The big question tackled by this study is whether the risk assessments made by these AIs are actually valid. The researchers used a combination of metrics and statistical methods to assess the claims made by agents trained with QR-DQN, C51, and IQN models on MinAtar. And here's where it gets interesting: 40-95% of the so-called 'risk trade-offs' were refuted at 95% confidence. So, if you've ever trained a model, you know that's a pretty big deal.

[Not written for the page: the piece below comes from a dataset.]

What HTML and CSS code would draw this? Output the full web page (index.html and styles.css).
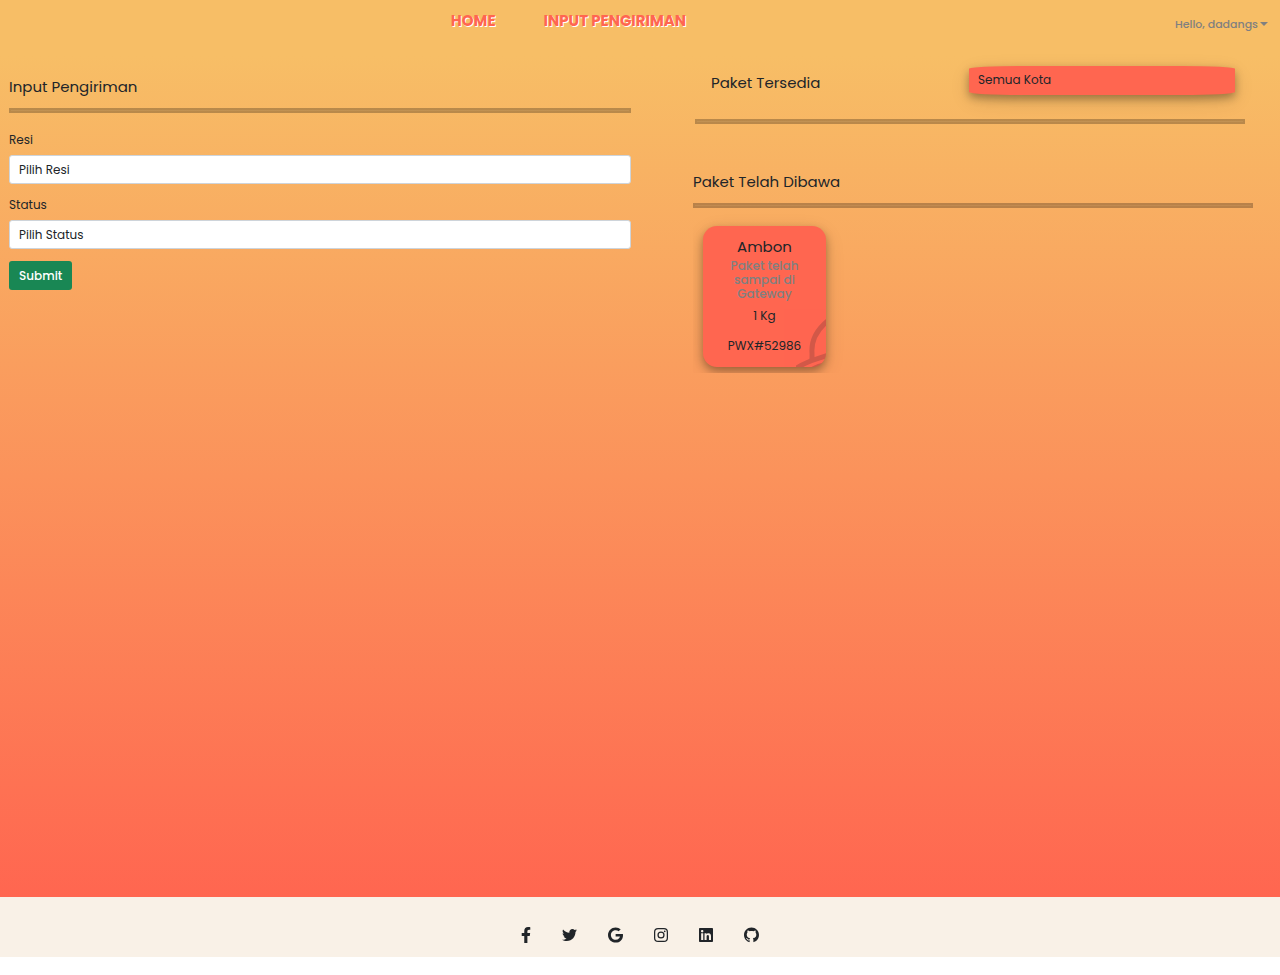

Think of it this way: These agents are supposed to understand the volatility of their decisions, akin to a human investor knowing when to hold back. But the audit revealed that the 'risk' perceived by these agents isn't about the environment's unpredictability. Instead, it's a structural artifact of the [training](/glossary/training) process.

## The Anatomy of an Artifact

What the study found is that these risk perceptions form early during training and don't correlate with the agent's final performance. This isn't just theory. they tested it on full-scale Atari games and found the same issue. Every top risk claim about a near-state-of-the-art QR-DQN model was debunked. It's not the audit that's faulty, 96-100% of real, positive controls of known magnitude were confirmed, with correlations between 0.89 and 0.92. The analogy I keep coming back to is a faulty sensor in a car, it gives a reading, sure, but it's not actually telling you about the road conditions.

## Why This Matters

Here's why this matters for everyone, not just researchers: If AI systems can't reliably gauge risk, their utility in fields like autonomous driving or financial trading could be compromised. Imagine relying on AI for your stock trades, thinking it's measuring risk accurately, only to find out it was just a quirk of its training process. Doesn't that make you wonder about the future reliability of these systems?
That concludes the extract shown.